Castile was by far the most powerful and sought after the crown of the other three kingdoms. When Henry IV died with no obvious heir, it set off the War of Castilian Succession. The two rival claimants to the throne were Joanna of Portugal (Henry's daughter of questionable paternity and rebuked heir) and Isabella of Aragon (Henry's half-sister). Isabella won the ensuing battles and was crowned Queen of Castile. She quickly married Ferdinand II of her native Aragon to cement the union of Castile and Aragon into one kingdom.
As part of the peace treaty, Portugal gave up rights to the Castilian crown and Castile gave up rights in the Atlantic (except for the Canary Islands). Next on Isabella's agenda was completing the Reconquista of the peninsula by defeating and assimilating Muslim Granada. They conquered the Emirate in 1492, a very pivotal year for Spain no doubt, but assimilation would be a lengthy and brutal process. Nonetheless, Spain approached the turn of the 16th Century united, strong, and outward looking.
The Spanish position went from good to great when the Hapsburg royal lines converged with the heir of Isabella and Ferdinand, known as Charles I in Spain, and Charles V throughout Europe. In 1516, he was not only heir to the Spanish throne, but to that of the Holy Roman Empire.
The rise of Spain in only 40 short years was miraculous. What had started as a fractured peninsula prior to 1474, grew to encompass Castile, Aragon (including Sardinia, Sicily and Naples), Granada, the Low Countries (present day Netherlands and Belgium), Burgundy, and the entire Holy Roman Empire, which included Lombardy, Tuscany, Austria, and modern day Germany, along with ports in North Africa and nearly all the known Americas.
Isabella and Ferdinand knew that every great trade network needs a good currency. The silver real had originated 100 years earlier, in the mid-14th Century, but initially circulated alongside many other official silver coins within Spain. In the monetary reform known as the Pragmatica de Medina del Campo in 1497, the other coins were discontinued in favor a single real standard. As an interesting aside, Medina del Campo was home to one of the largest merchant fairs in Europe and only 50 miles (80 km) from the School of Salamanca, famous within the Austrian School of Economics as having founded the study of economics itself. Spain was very economically aware and intended to expand commerce and grow their economy.

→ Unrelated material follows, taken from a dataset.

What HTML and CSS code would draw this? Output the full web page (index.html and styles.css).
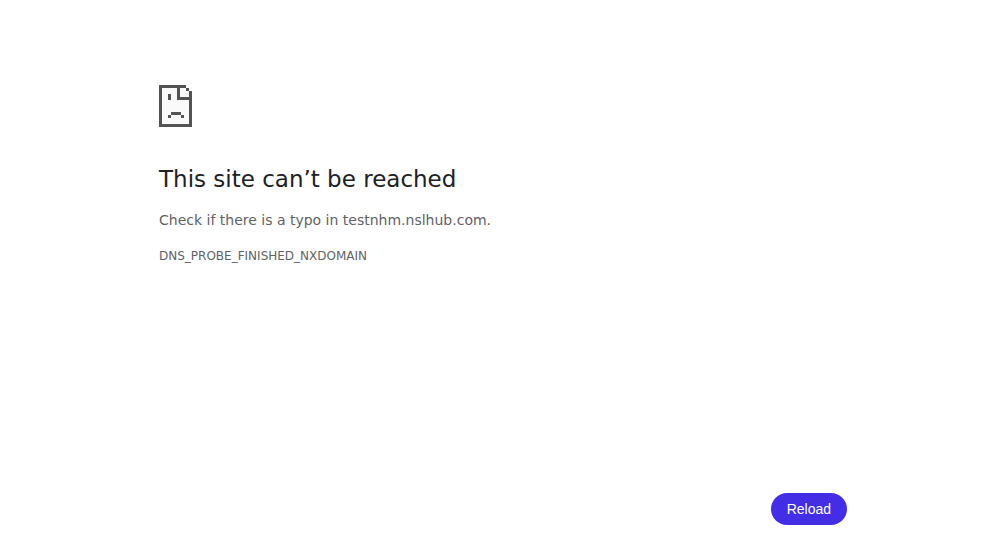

Isabella and Ferdinand knew they must have a united currency and a simple monetary system.
The Pragmatica included setting the weight, purity, and denominations of silver, in particular the 8-reales coin. As you'll remember, we wrote about the Guldengroschen in previous posts, which was first minted in 1486 in the German mountains, and quickly became wildly popular. The Spanish 8-reales coin wasn't exactly the same as the Guldengroschen, but it was close - the difference attributed to being based on the Castillian mark rather than the Cologne mark. The 8-reales coin had 25.56 g of pure silver while the thaler (Guldengroschen) contained 27.375 g by the year 1500. The 8-reales coin would be familiar to us today as the silver dollar, or a one ounce silver coin.
The Spanish real was at the intersection of all the monetary and economic forces west of the Caspian Sea, and widely accepted anywhere the new maritime routes went, becoming the first truly global coin. For the next 200 years it dominated world trade from the Great Wall of China to Malacca, from New Spain to Damascus, and from London to the Cape of Good Hope. The legacy of the Spanish Empire's 8-reales coin, also known as the Spanish dollar, Pieces of Eight, or Peso, still reverberates around the world.

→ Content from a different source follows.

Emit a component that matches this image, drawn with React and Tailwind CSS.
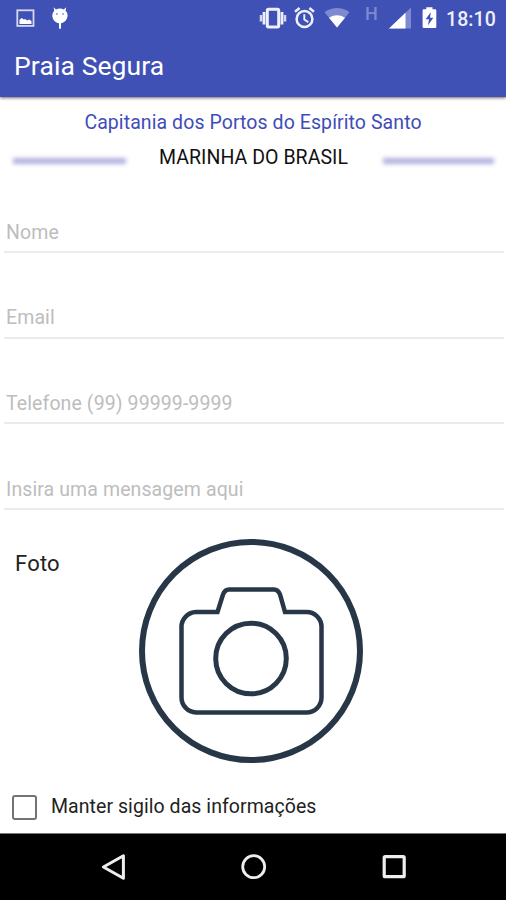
import { useState } from "react";

const fields = [
  { name: "nome", type: "text", placeholder: "Nome" },
  { name: "email", type: "email", placeholder: "Email" },
  { name: "telefone", type: "tel", placeholder: "Telefone (99) 99999-9999" },
  { name: "mensagem", type: "text", placeholder: "Insira uma mensagem aqui" },
];

function StatusBar() {
  return (
    <div className="flex h-9 items-start pl-4 pr-[11px] pt-[6px] text-[#eef0fc]">
      <svg className="h-6 w-[19px]" viewBox="0 0 19 24" fill="none">
        <rect x="1.3" y="4.3" width="16.2" height="15.6" stroke="currentColor" strokeWidth="1.8" opacity=".85" />
        <path d="M3.500 18v-4l2-2 2.500 1.500 1-.5 2.500 1.500 1.500-1 2.500 1.500v3z" fill="#fff" />
      </svg>
      <svg className="ml-4 h-6 w-[18px]" viewBox="0 0 18 24">
        <path
          d="M2.6 1.2 5 3.4Q9 1.6 12.8 3.4L15.2 1.2 14.6 4.8Q16.8 7 16.6 9.5C16.4 14 13 17 10 17.2V21.5Q10 23 9 23T8 21.5V17.2C4.500 17 1.400 14 1.300 9.500Q1.200 7 3.200 4.800Z"
          fill="#fff"
        />
        <circle cx="5.8" cy="8" r="1" fill="#8f9bd6" />
        <circle cx="12" cy="8" r="1" fill="#8f9bd6" />
      </svg>
      {/* vibrate */}
      <svg className="ml-auto h-6 w-7" viewBox="0 0 28 24" fill="none">
        <rect x="8.300" y="3.300" width="11.400" height="17.600" rx="1.200" stroke="currentColor" strokeWidth="3" />
        <path d="M5 6v12.500M23 6v12.500" stroke="currentColor" strokeWidth="2.800" />
        <path d="M2 9v6.500M26 9v6.500" stroke="currentColor" strokeWidth="2.500" opacity=".85" />
      </svg>
      {/* alarm */}
      <svg className="ml-[7px] h-6 w-[21px]" viewBox="0 0 21 24" fill="none" stroke="currentColor">
        <circle cx="10.500" cy="13" r="7.900" strokeWidth="2.500" />
        <path d="M10.300 8.300v5.200l4 2.600" strokeWidth="1.900" />
        <path d="M1 5.800 5.600 2M20 5.800 15.400 2" strokeWidth="2.400" />
      </svg>
      {/* wifi */}
      <svg className="ml-[9px] h-6 w-[26px]" viewBox="0 0 26 24">
        <path d="M13 21.500.500 6.200Q13-2 25.500 6.200Z" fill="#7d8ad0" />
        <path d="M13 21.500 5 11.700Q13 7 21 11.700Z" fill="#fff" />
      </svg>
      <span className="ml-[15px] w-3 text-[18px] font-medium leading-[15px] text-[#7d8ad0]">H</span>
      {/* signal strength */}
      <svg className="ml-[12px] h-6 w-[22px]" viewBox="0 0 22 24">
        <path d="M0 22.500 22 1.500V22.500Z" fill="#7d8ad0" />
        <path d="M0 22.500 16.500 6.700V22.500Z" fill="#fff" />
      </svg>
      {/* charging battery */}
      <svg className="ml-[11px] h-6 w-[15px]" viewBox="0 0 15 24">
        <path
          d="M4.300 1.200H10.500V3.300H13.200Q14.300 3.300 14.300 4.500V20.800Q14.300 22 13.200 22H1.700Q.600 22 .600 20.800V4.500Q.600 3.300 1.700 3.300H4.300Z"
          fill="#fff"
        />
        <path d="M8.800 6.300 3.600 13.300H7L6 19.300 11.400 11.800H8Z" fill="#3f51b5" />
      </svg>
      <span className="ml-[9px] w-[49px] whitespace-nowrap text-[19.500px] font-medium leading-[27px] tracking-[0.1px]">
        18:10
      </span>
    </div>
  );
}

function CameraIcon() {
  return (
    <svg className="h-[226px] w-[226px]" viewBox="0 0 226 226" fill="none" stroke="#283748">
      <circle cx="113" cy="113" r="109" strokeWidth="6" />
      <path
        d="M43.500 90A15 15 0 0 1 58 74H79.500L85 56.500Q87 51.500 91 51.500H136Q140 51.500 142 56.500L147 74H168.500A15 15 0 0 1 183.500 90V159.500A15 15 0 0 1 168.500 174.500H58A15 15 0 0 1 43.500 159.500Z"
        strokeWidth="4.500"
      />
      <circle cx="113" cy="120.500" r="35.300" strokeWidth="5" />
    </svg>
  );
}

function NavBar() {
  return (
    <nav className="flex h-[67px] items-center justify-between border-t border-[#777] bg-black pl-[100px] pr-[98px]">
      <button type="button" aria-label="Voltar">
        <svg className="h-7 w-7" viewBox="0 0 28 28" fill="none" stroke="#eee" strokeWidth="3">
          <path d="M23.400 2.800V25.200L3.400 14Z" strokeLinejoin="round" />
        </svg>
      </button>
      <button type="button" aria-label="Início">
        <svg className="h-7 w-7" viewBox="0 0 28 28" fill="none" stroke="#eee" strokeWidth="2.800">
          <circle cx="13.700" cy="13.700" r="11" />
        </svg>
      </button>
      <button type="button" aria-label="Recentes">
        <svg className="h-7 w-7" viewBox="0 0 28 28" fill="none" stroke="#eee" strokeWidth="3.200">
          <rect x="4.200" y="3.700" width="20" height="20" rx="1" />
        </svg>
      </button>
    </nav>
  );
}

export default function App() {
  const [values, setValues] = useState({});
  const [secret, setSecret] = useState(false);

  const handleChange = (e) => {
    setValues({ ...values, [e.target.name]: e.target.value });
  };

  return (
    <div className="flex h-[900px] w-[506px] flex-col overflow-hidden bg-white font-[Roboto,sans-serif]">
      <header className="z-10 h-[97px] shrink-0 bg-[#3f51b5] text-white shadow-[0_1px_3px_rgba(60,40,30,0.7)]">
        <StatusBar />
        <h1 className="pl-[14px] pt-[14px] text-[26.500px] leading-8 tracking-[0.1px]">
          Praia Segura
        </h1>
      </header>

      <main className="flex flex-1 flex-col">
        <h2 className="mt-[14px] text-center text-[19.500px] leading-6 tracking-[0.08px] text-[#3f4db8]">
          Capitania dos Portos do Espírito Santo
        </h2>
        <div className="mt-[10px] flex h-6 items-center justify-between pl-[13px] pr-3">
          <span className="mt-[7px] h-[6px] w-[113px] bg-[#b3b1df] blur-[2px]" />
          <span className="mr-[2px] pt-[2px] text-[19.500px] leading-6 tracking-[0.05px] text-[#111]">
            MARINHA DO BRASIL
          </span>
          <span className="mt-[7px] h-[6px] w-[111px] bg-[#b3b1df] blur-[2px]" />
        </div>

        <form className="mt-[44px] flex flex-col gap-[45.700px] pl-1 pr-[2px]">
          {fields.map((field) => (
            <input
              key={field.name}
              name={field.name}
              type={field.type}
              placeholder={field.placeholder}
              value={values[field.name] || ""}
              onChange={handleChange}
              className="h-10 border-b-2 border-[#ebebeb] pl-[2px] text-[19.500px] tracking-[0.1px] outline-none placeholder:text-[#bdbdbd]"
            />
          ))}
        </form>

        <div className="mt-[28px] flex">
          <span className="ml-[15px] mt-[12px] w-[123px] text-[22px] leading-[28px] tracking-[0.2px] text-[#222]">
            Foto
          </span>
          <button type="button" aria-label="Adicionar foto">
            <CameraIcon />
          </button>
        </div>

        <label className="mt-auto mb-[12px] flex items-center pl-3">
          <input
            type="checkbox"
            checked={secret}
            onChange={(e) => setSecret(e.target.checked)}
            className="h-[25px] w-[25px] appearance-none rounded-[3px] border-2 border-[#737373] checked:bg-[#3f51b5]"
          />
          <span className="ml-[14px] text-[19.500px] leading-[28px] tracking-[0.06px] text-[#222]">
            Manter sigilo das informações
          </span>
        </label>
      </main>

      <NavBar />
    </div>
  );
}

The same year Isabella and Ferdinand were completing the Reconquista, they were also financing Columbus' first voyage West. Columbus was from Genoa, the wealthy Italian city-state that had controlled a large portion of Mediterranean trade for the 250 years prior to his famous voyage. This small city-state played an enormous role on future events in the world.
Genoa rose to power by assisting the first Crusades and securing very lucrative trade treaties with many ports in the Eastern Mediterranean. In 1261, Genoa aided the exiled Byzantine Emperor in retaking Constantinople and was granted exclusive trading rights to the Black Sea. This was a very pivotal time in Eastern Mediterranean trade as the Mongols swept through the Middle East, massacring cities and, by 1258, sacking the cultural and economic hub of the Muslim world, Baghdad. These military developments forced trade routes to move north of the Black Sea to relatively more stable territories right as the Genoese were consolidating control in the Black Sea. The famous outpost of Caffa in the Crimea is a great example.
It was also around this time that the Genoese also became embedded in Lisbon and Seville back on the Iberian peninsula. When Seville was captured by Castile in 1248, the Genoese were given special status and their own quarter of the city. The Genoese also constituted a significant portion of the Portuguese and Spanish navies by this time, providing maritime expertise, escort services from Iberian ports to places like Burges as well as other important northern ports. Many admirals and explorers were in fact experienced Genoese sailors as the famous Columbus demonstrates. Lastly, as Portugal explored down the Atlantic coast of Africa in the 15th Century, they found a Genoese presence already well established almost everywhere they went.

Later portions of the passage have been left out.